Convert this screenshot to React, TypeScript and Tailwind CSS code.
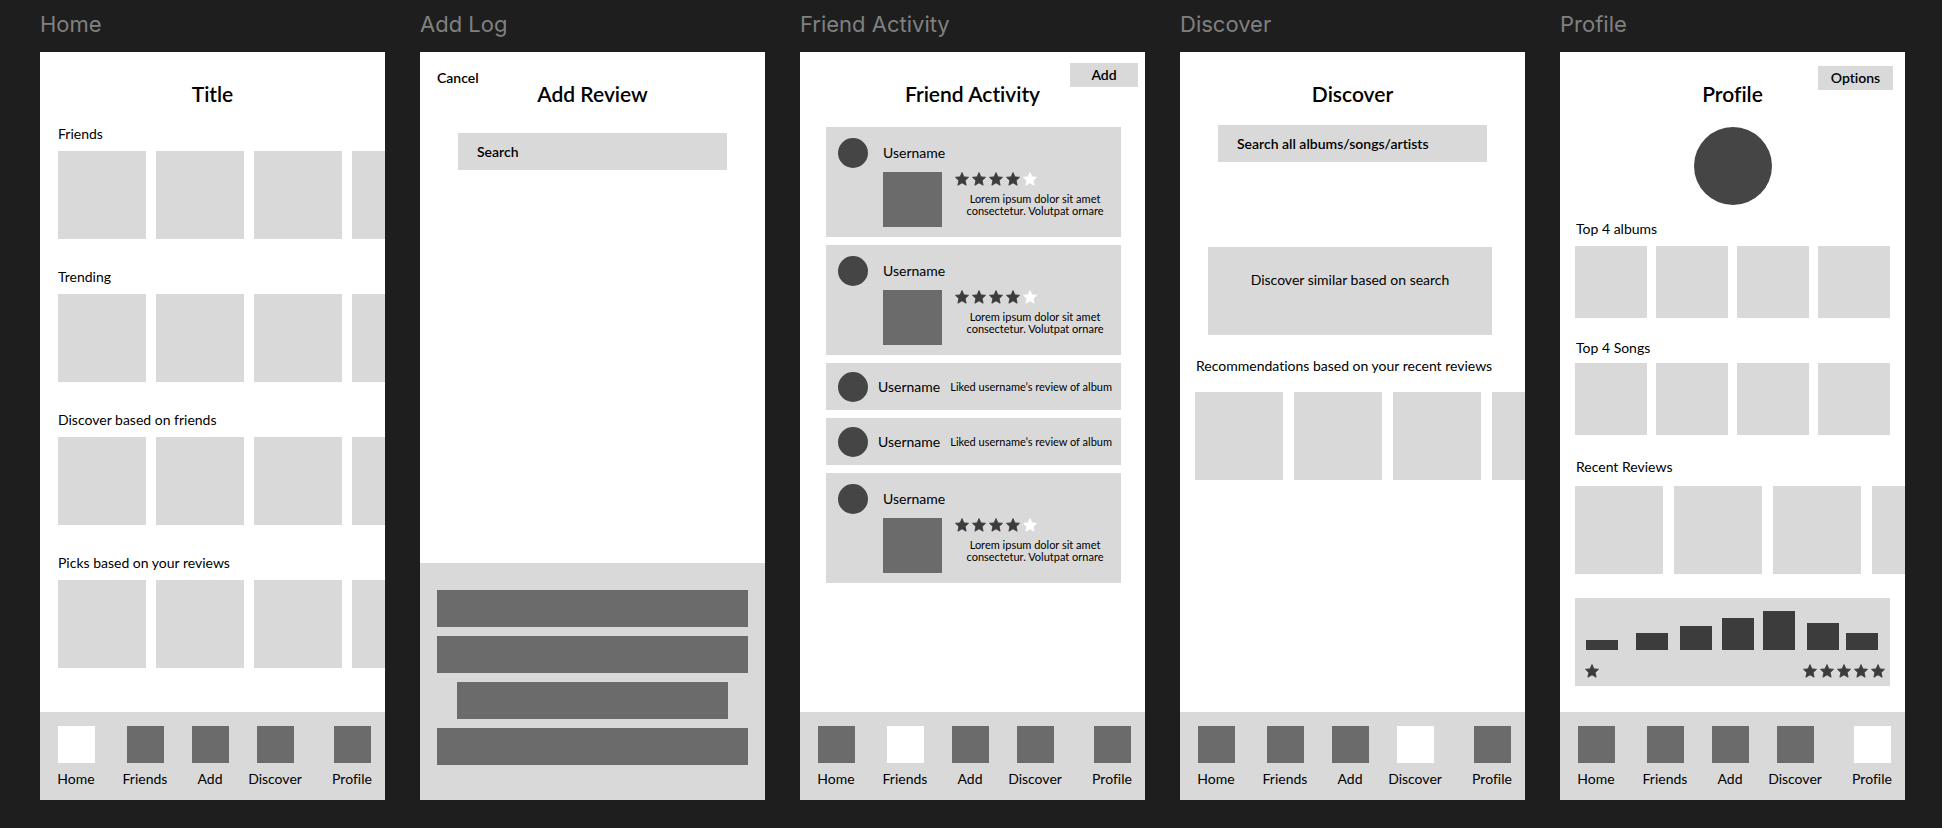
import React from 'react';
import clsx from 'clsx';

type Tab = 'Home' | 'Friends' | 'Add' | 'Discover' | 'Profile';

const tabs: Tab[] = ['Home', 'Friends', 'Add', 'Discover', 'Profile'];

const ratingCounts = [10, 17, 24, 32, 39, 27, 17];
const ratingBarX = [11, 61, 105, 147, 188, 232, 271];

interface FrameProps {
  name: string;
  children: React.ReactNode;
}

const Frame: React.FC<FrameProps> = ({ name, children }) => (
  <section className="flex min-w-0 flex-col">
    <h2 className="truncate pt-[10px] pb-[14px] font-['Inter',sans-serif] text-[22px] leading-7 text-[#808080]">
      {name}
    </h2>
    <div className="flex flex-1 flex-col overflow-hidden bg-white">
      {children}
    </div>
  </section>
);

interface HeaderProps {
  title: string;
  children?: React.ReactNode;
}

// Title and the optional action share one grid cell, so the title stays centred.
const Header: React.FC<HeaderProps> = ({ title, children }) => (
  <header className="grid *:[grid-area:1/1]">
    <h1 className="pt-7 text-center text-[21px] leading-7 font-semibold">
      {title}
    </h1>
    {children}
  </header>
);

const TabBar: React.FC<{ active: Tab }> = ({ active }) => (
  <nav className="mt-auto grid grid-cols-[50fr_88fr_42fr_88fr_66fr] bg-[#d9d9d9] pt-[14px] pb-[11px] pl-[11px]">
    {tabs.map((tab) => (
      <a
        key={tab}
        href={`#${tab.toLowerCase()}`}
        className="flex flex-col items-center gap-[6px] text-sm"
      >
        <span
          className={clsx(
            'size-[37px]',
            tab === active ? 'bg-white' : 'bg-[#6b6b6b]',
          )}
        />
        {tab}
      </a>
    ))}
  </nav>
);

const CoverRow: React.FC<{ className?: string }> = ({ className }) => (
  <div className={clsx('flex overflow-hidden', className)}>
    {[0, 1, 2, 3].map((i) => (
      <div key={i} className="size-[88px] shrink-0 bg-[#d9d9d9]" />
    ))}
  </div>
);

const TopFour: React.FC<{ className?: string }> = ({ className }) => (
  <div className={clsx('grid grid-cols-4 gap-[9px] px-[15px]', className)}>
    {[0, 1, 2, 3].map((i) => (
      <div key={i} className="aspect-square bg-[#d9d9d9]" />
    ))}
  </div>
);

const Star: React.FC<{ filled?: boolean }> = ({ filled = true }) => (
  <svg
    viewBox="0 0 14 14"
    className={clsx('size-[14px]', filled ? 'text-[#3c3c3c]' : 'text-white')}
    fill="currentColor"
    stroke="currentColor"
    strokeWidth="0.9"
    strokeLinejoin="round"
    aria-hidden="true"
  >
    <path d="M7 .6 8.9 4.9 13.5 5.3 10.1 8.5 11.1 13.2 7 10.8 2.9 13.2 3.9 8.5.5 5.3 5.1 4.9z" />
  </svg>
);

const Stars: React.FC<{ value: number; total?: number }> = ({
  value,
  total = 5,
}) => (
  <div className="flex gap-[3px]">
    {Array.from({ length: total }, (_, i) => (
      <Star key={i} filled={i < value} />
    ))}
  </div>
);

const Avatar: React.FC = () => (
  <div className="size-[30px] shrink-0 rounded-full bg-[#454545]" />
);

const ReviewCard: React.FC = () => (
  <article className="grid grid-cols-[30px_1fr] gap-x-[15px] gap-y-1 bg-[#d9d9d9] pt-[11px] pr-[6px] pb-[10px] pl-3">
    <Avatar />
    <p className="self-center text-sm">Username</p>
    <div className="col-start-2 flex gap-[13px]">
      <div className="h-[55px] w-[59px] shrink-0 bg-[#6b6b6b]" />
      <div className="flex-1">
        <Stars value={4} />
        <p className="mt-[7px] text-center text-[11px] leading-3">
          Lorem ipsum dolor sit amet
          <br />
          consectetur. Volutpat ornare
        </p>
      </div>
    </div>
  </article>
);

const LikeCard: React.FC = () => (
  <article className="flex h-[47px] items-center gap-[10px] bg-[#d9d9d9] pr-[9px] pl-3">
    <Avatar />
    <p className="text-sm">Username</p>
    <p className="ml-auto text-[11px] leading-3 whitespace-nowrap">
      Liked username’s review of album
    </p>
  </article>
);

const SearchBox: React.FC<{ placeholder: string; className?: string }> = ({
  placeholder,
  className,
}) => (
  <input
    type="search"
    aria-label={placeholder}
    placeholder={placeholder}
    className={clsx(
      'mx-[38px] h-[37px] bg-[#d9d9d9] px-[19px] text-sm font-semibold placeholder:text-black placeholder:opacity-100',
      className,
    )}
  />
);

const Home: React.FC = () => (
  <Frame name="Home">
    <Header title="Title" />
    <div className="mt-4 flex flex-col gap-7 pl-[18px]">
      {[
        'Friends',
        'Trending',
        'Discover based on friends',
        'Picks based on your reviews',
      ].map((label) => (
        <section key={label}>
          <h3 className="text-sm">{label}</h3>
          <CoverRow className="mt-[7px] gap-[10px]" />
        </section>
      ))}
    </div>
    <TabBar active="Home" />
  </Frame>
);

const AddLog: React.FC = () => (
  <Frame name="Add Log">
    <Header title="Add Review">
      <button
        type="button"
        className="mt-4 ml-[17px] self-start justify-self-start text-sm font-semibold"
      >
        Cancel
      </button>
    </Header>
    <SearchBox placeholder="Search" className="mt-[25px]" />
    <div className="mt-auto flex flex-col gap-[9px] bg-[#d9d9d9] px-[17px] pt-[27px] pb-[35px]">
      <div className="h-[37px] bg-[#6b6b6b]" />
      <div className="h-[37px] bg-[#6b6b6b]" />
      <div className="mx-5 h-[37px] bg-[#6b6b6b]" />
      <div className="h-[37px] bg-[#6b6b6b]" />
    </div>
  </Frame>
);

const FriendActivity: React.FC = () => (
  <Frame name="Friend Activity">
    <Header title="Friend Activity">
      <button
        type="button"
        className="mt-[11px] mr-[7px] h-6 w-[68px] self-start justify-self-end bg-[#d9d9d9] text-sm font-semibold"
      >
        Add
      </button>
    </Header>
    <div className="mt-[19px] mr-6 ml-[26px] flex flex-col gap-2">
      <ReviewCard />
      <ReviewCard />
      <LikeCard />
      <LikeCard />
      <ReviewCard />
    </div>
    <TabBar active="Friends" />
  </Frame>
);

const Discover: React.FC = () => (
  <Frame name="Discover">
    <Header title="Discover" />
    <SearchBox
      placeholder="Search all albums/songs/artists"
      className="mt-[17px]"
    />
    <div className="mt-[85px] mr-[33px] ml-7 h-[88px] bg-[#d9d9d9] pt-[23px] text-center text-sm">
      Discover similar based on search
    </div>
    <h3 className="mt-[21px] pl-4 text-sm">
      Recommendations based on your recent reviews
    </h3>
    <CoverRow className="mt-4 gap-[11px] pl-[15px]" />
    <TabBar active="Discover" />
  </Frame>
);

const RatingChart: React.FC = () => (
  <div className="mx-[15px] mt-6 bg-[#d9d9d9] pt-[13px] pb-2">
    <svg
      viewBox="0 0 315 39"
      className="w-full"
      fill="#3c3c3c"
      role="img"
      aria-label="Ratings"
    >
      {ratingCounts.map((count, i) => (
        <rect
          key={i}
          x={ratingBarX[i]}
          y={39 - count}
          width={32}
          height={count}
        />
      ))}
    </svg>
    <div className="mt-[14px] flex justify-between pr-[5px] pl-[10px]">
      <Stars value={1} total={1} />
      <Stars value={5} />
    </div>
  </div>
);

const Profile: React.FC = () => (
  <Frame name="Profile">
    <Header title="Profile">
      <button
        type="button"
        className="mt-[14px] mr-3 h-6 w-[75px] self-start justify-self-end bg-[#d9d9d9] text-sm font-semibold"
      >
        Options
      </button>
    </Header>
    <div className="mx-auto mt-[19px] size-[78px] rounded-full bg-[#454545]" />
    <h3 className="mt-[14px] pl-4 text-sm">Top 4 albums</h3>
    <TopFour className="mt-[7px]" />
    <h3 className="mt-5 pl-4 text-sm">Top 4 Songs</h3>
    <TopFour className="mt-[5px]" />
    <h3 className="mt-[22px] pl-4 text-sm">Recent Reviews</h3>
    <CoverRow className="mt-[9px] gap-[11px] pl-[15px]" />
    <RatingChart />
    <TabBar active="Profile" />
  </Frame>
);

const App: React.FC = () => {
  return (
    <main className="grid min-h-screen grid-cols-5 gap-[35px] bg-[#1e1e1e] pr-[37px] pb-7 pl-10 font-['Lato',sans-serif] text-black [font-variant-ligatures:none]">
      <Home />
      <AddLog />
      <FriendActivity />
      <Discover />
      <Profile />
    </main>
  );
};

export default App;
= = =
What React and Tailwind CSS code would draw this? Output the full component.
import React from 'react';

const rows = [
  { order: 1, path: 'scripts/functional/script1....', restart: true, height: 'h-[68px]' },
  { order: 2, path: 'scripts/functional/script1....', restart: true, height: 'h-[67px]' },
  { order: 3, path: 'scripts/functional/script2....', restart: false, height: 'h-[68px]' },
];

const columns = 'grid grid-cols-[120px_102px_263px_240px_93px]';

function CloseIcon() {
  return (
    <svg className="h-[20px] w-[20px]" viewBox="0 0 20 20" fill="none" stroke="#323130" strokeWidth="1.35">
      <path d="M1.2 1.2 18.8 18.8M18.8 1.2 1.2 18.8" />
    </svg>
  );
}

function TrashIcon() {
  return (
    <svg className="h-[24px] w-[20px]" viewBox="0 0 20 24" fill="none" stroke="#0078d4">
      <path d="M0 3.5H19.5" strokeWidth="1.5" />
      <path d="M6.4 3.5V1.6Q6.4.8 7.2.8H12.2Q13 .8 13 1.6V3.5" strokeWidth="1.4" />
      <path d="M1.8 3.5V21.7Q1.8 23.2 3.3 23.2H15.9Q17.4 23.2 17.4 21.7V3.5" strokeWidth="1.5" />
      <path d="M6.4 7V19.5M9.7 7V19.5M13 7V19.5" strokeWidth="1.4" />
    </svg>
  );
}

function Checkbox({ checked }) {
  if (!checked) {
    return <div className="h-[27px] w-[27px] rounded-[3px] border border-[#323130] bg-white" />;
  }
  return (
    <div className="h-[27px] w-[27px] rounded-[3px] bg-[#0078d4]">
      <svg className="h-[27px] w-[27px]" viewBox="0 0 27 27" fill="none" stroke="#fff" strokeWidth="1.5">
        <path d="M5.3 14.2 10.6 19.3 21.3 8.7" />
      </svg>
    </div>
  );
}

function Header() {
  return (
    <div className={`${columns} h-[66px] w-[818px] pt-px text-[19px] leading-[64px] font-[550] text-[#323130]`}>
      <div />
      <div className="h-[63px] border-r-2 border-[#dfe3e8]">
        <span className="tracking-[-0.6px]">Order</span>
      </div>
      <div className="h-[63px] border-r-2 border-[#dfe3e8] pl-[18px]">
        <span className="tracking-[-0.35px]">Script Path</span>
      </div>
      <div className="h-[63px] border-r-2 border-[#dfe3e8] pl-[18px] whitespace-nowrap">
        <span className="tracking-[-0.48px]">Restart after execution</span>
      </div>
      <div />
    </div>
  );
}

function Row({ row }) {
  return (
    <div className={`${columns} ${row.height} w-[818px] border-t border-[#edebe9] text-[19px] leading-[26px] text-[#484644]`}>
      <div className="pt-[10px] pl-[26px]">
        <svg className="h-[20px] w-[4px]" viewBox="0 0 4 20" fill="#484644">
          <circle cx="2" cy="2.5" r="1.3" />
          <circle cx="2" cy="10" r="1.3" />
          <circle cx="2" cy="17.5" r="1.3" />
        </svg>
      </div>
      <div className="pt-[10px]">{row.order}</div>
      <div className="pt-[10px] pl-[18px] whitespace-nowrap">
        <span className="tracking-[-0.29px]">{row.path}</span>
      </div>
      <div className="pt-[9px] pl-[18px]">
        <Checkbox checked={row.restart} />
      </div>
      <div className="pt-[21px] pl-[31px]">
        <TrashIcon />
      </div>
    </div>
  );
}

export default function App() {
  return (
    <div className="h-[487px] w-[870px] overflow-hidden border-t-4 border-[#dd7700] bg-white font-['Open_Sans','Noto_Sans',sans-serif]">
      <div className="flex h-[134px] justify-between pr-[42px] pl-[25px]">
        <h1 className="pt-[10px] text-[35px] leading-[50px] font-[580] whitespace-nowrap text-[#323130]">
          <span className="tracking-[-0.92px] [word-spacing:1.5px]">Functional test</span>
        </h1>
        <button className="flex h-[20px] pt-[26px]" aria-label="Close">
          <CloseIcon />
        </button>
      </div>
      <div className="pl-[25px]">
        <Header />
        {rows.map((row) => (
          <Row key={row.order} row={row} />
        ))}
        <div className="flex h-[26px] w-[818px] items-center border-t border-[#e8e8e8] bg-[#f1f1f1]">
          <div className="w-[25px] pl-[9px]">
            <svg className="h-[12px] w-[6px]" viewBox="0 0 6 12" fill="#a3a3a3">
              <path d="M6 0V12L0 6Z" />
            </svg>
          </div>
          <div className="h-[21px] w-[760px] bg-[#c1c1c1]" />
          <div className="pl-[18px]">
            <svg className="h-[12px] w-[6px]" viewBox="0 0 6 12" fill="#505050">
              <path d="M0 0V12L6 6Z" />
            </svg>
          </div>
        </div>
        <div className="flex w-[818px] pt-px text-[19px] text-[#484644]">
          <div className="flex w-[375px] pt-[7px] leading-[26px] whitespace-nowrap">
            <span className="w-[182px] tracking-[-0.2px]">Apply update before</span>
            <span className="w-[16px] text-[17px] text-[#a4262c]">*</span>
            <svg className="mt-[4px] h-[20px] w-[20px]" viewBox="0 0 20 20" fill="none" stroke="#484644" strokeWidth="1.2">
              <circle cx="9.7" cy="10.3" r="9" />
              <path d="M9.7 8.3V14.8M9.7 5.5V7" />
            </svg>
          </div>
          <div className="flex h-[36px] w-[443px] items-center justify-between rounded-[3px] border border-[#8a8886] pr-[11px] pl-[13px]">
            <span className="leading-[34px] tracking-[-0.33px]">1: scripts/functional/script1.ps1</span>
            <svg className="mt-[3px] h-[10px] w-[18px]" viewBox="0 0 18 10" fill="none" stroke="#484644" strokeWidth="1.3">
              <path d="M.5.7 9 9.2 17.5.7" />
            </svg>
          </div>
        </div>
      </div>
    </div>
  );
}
= = =
DIRECTIVE :: Keep the images out of the copy. Repeat word for word only the lines from the one containing "Convert this screenshot" through the one containing "const tabs: Tab[]", both ends included.

RESPONSE FOR THIS EXERCISE ::
Convert this screenshot to React, TypeScript and Tailwind CSS code.
import React from 'react';
import clsx from 'clsx';

type Tab = 'Home' | 'Friends' | 'Add' | 'Discover' | 'Profile';

const tabs: Tab[] = ['Home', 'Friends', 'Add', 'Discover', 'Profile'];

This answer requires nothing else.